En este extraño debate escuché sorprendido al señor Vestrynge, en la Sexta, sostener el principio de no injerencia para criticar la visita de Albert Rivera al país y las peticiones de libertad para los opositores presos. Él también conoció la dictadura de Franco y debería saber lo que agradecíamos las muestras de solidaridad del extranjero. Si recordase a Julián Grimau, la represión de las huelgas mineras, el proceso de Burgos o los consejos de guerra de 1974 y 1975 sabría lo importante que era que el papa, jefes de estado o líderes políticos pidiesen el indulto para los condenados a muerte o censurasen la represión, que se manifestasen miles de personas en todo el mundo en solidaridad con España. Lo malo es que él, como tantos otros, lo vivió desde el otro lado, desde el que se indignaba con las «injerencias». Se puede criticar al señor Rivera por oportunista, pero no por defender la libertad en otro país y menos desde la izquierda.

Lo que está detrás de la moda venezolana es la vinculación de varios de los actuales dirigentes de Podemos con el gobierno de Chávez, algo que en sí mismo no es censurable e incluso resulta comprensible entre jóvenes de izquierda. Tampoco lo es que formasen parte de una fundación subvencionada por él. Otra cosa, que nunca se ha probado, es que hubiesen cobrado cantidades que no declararon a Hacienda, o que ese dinero haya servido para financiar la creación de un partido que entonces no existía.
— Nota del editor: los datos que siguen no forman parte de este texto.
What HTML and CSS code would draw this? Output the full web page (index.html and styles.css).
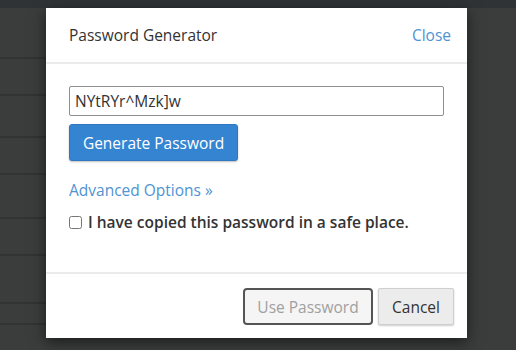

En cuanto al aspecto ideológico, el programa de Unidos Podemos no plantea en absoluto establecer en España un sistema similar al de Venezuela. Es comprensible que sus adversarios quieran que se vea así y probablemente ellos podrían argumentar mejor su posición sobre ese país, pero no olvidemos que fue la señora de Cospedal la que hermanó al PP con el Partido Comunista Chino, muy respetuoso con los derechos humanos y, como todo el mundo sabe, votado en unas elecciones libres.